The World Trade Organization is the most recent arrival to the multilateral family based in Geneva. Emerging from the GATT as the custodian of the Uruguay Round’s expanded trade agenda and a standard bearer for open and efficient global markets, it is uniquely blessed with a dispute mechanism that can discipline reprobate governments that break its rules. This has made it the institution of choice for advanced countries determined to promote the kind of corporate-friendly rules that align with their own economic interests. That two-stage dispute mechanism almost died in December, as the US spread its unilateralism virus.

Its current Director-General, Roberto Azevado, who had exhibited development sensitivities as Brazil’s Ambassador to the WTO, has consistently toed the neo-liberal line, indifferent to the Doha Development Agenda, pushing for liberalisation in new areas and championing institutional reforms in line with the efforts of Western governments to prevent any repetition of China’s use of flexibilities in the trade rules to advance development. Profit, not people, is what needs to be protected; and getting back to the business of protecting profits has been Azevado’s message during this crisis.

Nothing to contribute

A different message might be expected from Azevado’s counterpart at the UNCTAD, an organisation established over 50 years ago by developing countries to support their efforts to redress the biases and asymmetries in the trading system. In truth, the UNCTAD has been drifting in a neoliberal direction since its nineth conference in South Africa in 1996, albeit with moments of resistance by previous Secretary-Generals from Brazil and Thailand.

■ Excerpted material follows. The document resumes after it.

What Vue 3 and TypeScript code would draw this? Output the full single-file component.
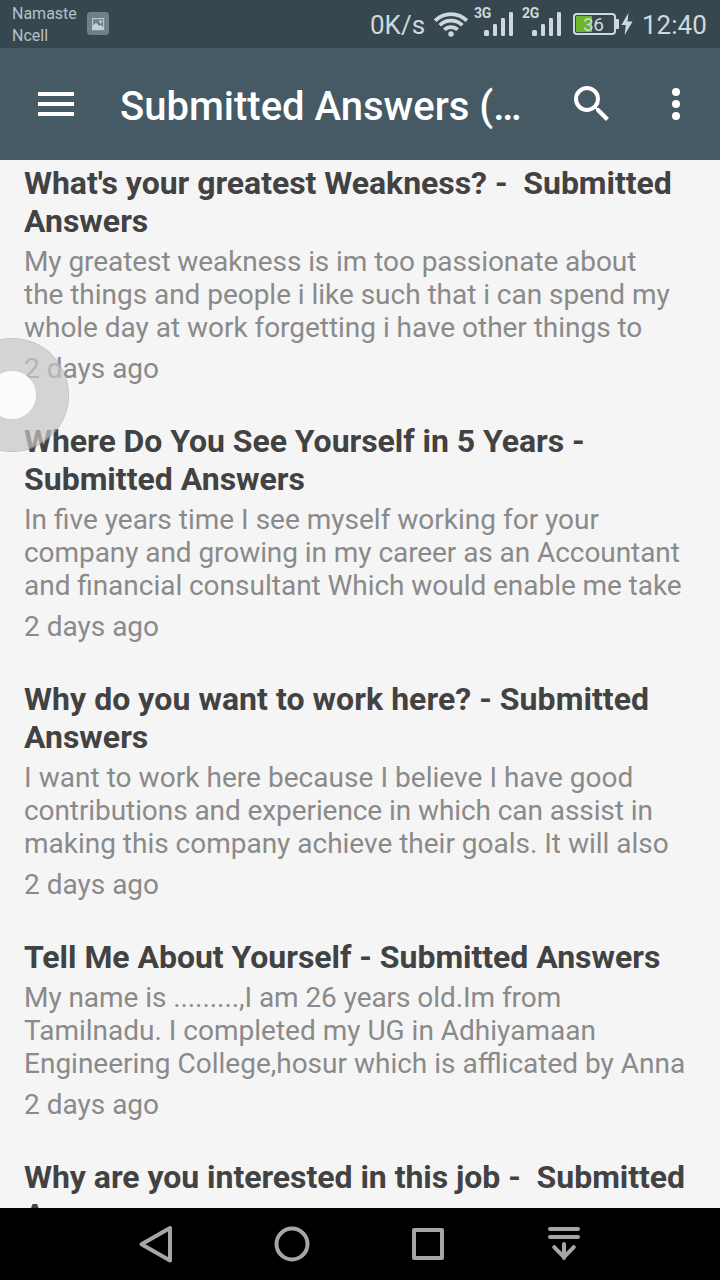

While pockets of the organisation cling to its original mission, its current head, former Kenyan trade minister Mukhisa Kituyi has, as for most of his tenure at UNCTAD, been noticeable in the crisis by his absence. Known for dividing his time between consolidating business interests back home and indulging his passions for international travel and golf, under his stewardship UNCTAD has lost its direction at the very moment developing countries are desperate for guidance on how to mitigate the impact of the crisis.

If the UNCTAD has been largely missing in action, the UNECE has been lying face down in the neoliberal mud for years. The first of the UN’s regional commissions with an early cast of strong leaders, beginning with the Nobel economist Gunnar Myrdal, it was neutered by the European Commission when the Berlin Wall fell; and has since been run as a collection of market-friendly technical assistance projects for transition economies by a string of faceless bureaucrats, largely from the Eastern fringe of the European Union. Its current Executive Director is described on the institutions website, in characteristic UNese, as bringing “to the position a combination of leadership and diplomatic skills with deep knowledge of the region, with its challenges and opportunities, and a strong focus on building and nurturing partnerships among key stakeholders with the United Nations.” As Europe breaks down in the face of the crisis, the institution has had nothing meaningful to say.

Geneva is, no doubt, a pleasant enough place from which to indulge in the niceties of international diplomacy. But its multilateral credentials have been withering on the vine of comfortable complacency for years, too distant from the harsh realities of neoliberal capitalism in the developing world, too dependent on the big financial players in Washington for policy guidance and too close to the big European donors for the money that keeps the Geneva international machine ticking over.

If, as the UN Secretary General says, we must build a better future after this crisis, he will need to begin by taking a long look at his old stomping ground and consider why in the face of the single biggest multilateral challenge since its establishment, too many of the UN institutions under his purview no longer appear fit for purpose.